Douglas Hahn, barítono
catarinense, tem uma excelente emissão em todo o registro e um belíssimo
timbre. Projetou muito bem todas as notas na acústica pouco favorável à ópera
do teatro. Gostaria de ouvi-lo em um papel verdiano, como Renato de Un Ballo in
Maschera, por exemplo, parte que cantou na Argentina. Como curiosidade, assisti
a sua estreia há dezoito anos atrás e fui uma grande satisfação ouvir seu
Escamillo.
Claudia Ondrusek,
mais uma cantora local, no papel de Micaëlla do dia 2 de maio, também esteve
melhor do que no ano passado, mais envolvida com o papel, mais tranquila,
talvez e com agudos belos e potentes. O teatro não ajudou sua região grave
quando se colocava na parte de trás do palco, infelizmente. No dia 30 de abril,
a japonesa Masami Ganev foi uma
Micaëlla impressionante. Muita potência e qualidade vocal. Uma rocha de
segurança e uma força dramática que me levou às lágrimas em um papel que nunca
havia me chamado a atenção do ponto de vista teatral. Tive o prazer de
conhecê-la no ano passado, mas não tive a chance de ouvi-la. Meu espanto com
seu talento só me faz querer ouvir urgentemente sua Madame Butterfly, papel com
que vem conquistando os amores do público e da crítica. Aliás, o soprano que
adotou o Brasil desde o final dos anos 90 cativa a todos por onde passa. Sua
Micaëlla passou-me uma impressão inovadora de sofrimento ao invés de coitada
que geralmente tenho.
As companheiras de Carmen, Frasquita e Mercédès, foram muito
bem reprisadas por Grasiele Fachini
e Débora Almeida, respectivamente.
Grasiele venceu a orquestra e o coro facilmente em todas as vezes exigidas com
seus agudos cortantes e Débora tem além de um belo timbre grave, muita postura
no palco. Foram duas parceiras de competência para a excelente Carmen.
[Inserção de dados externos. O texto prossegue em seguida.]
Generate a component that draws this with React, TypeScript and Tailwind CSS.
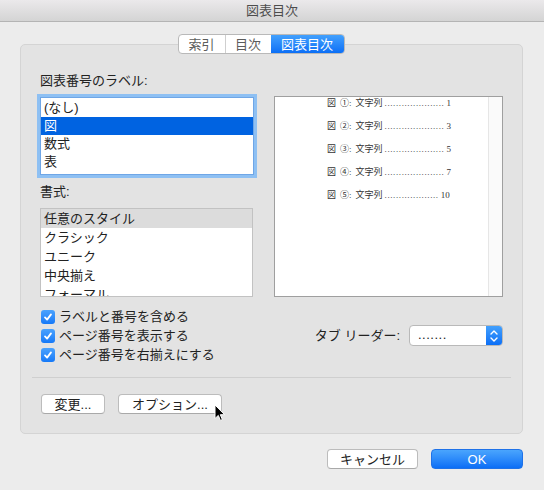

O coro foi, mais uma vez, excelente. Difícil destacar as
vozes masculinas ou femininas com cantores muito jovens e envolvidos em cada
cena.
O maestro Jeferson
Della Roca tem todo o meu respeito pelo seu bom gosto e uso dos tempos.
Destaquei as madeiras na resenha anterior e merecem novamente a citação! A
orquestra esteve um pouco inconsistente nos Atos I e II da primeira noite, com
uma pequena falha de comunicação no dueto “Parle-moi de ma mère”, mas não
comprometeu a experiência final. Os intermezzos nas duas noites foram prejudicados
pelas conversas do público que ainda não sabe que estas breves peças
instrumentais fazem parte da partitura. Precisamos ter mais espetáculos para
que a audiência também seja instruída, não é mesmo?
Mais duas noites fundamentais para o currículo operístico da
capital catarinense e que já deixou saudades no público! Aguardemos agora que
venha a montagem de Le Nozze di Figaro no final do ano! Bravi tutti!
As Américas a mostrarem à Europa que a ópera é essencialmente um espectáculo cénico. Senza scena a ópera perderá o público, não tenho dúvidas. Há muito que digo que foi uma asneira D. João VI ter retornado a Portugal. Ele que fez algo inédito no mundo, ser rei com assento no Novo Mundo, deveria ter mudado a capital, como fez Constantino, e hoje seríamos todos portugueses orgulhosos da nossa metrópole americana e do nosso país transatlantico.